Soria, sus tierras, sus campos, su todo, es uno de los rincones más bellos del mundo. Esta aseveración tan rotunda no admite —bajo ningún concepto— discusión alguna. Queda dicho.
Dejó escrito para la posteridad el gran Antonio Machado, sevillano que residió durante cuatro años en Soria y conoció a su gran amor Leonor Izquierdo.:
En la tierra de Soria, árida y fría.
Por las colinas y las sierras calvas,
verdes pradillos, cerros cenicientos,
la primavera pasa
dejando entre las hierbas olorosas
sus diminutas margaritas blancas.
Con este excelso poema debería cerrar este mi humilde papel. No obstante, mi mente se manifiesta abierta y mi espíritu libre como para intentar rematar mis sensaciones respecto a este fabuloso rincón del planeta.
Pasear una cualquiera mañana de abril, durante las primeras luces del día, por un caminito alegre y lozano, rodeado de un verde luminoso y brillante y junto a limpios pinares que cobijan un riachuelo repleto de reflejos de frescura y sana humedad... pasear, decía, atravesando un paisaje que transmite bucolismo y belleza emocional, es un auténtico delirio humano; una especie de resurrección vital que obliga al paseante a rendir cuentas a un dios desconocido, motor y creador de tal abundancia cromática y civilizada.
Les estoy hablando, en concreto, de la Cañada del Rio Lobos, espacio localizado en la provincia de Soria jugando con la frontera burgalesa. Les estoy hablando, escribiendo, ante un paraje, un panorama que no es más que el triunfo del Cosmos ganador en su feroz batalla contra el Caos: las tinieblas, el no-ser, el vacío más oscuro y profundo, el terror y la catástrofe eterna. Es la victoria de la luz, de la verdad, de la virtud, de la clarividencia; en definitiva, de la Vida, así, tal cual, en mayúscula.
El silencio que envuelve al caminante es una señal inequívoca de la realidad transformada en paz y sosiego; solamente, el divino sonido que emana del saltar joyoso del agua por el río y el ligero crepitar de algunas hojas de pinos y encinas al frotarse con un suave vientecillo que da forma a un aire puro y oloroso.

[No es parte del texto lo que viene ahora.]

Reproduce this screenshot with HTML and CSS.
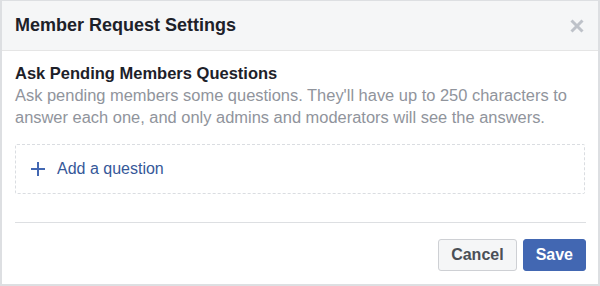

A muy poca distancia de este excepcional paisaje, perfectamente encajado por altas peñas, decoradas con viejas cuevas y ventanales rocosos que dan a la nada, al cielo lejano, se encuentra una villa noble y serena que, de la piedra tosca ha hecho un monumento a la ciudadanía, al trabajo, al comercio, al estudio, al conocimiento y a la busqueda de la tranquilidad cívica: Burgo de Osma.
Se trata de una ciudad construida a escala humana, habitable en todos los conceptos del mejor urbanismo, limpia y aseada como pocas. Sus calles respiran un aire basado en la tranquilidad, la laboriosidad constante y el servicio al ciudadano. Muchos de sus edificios antiguos muestran el respeto inmaculado de los burgenses hacia la belleza noble, el buen-hacer y el orgullo de pertenecer a la raza de personas que basan en el civismo su forma de vida. La Cultura (también en mayúscula) se expande por sus calles y plazas, dando lugar a un gran respiro de civilización e historia.
Sentarse en un café de la Plaza Mayor con el simple deseo de vaciar la mente y observar ancianos y niños con sus respectivas evoluciones ociosas, viene a ser un placer único inestimable.
Lo dicho: nos referimos a unas tierras sencillas repletas de humanidad y belleza. ¿Se puede pedir más?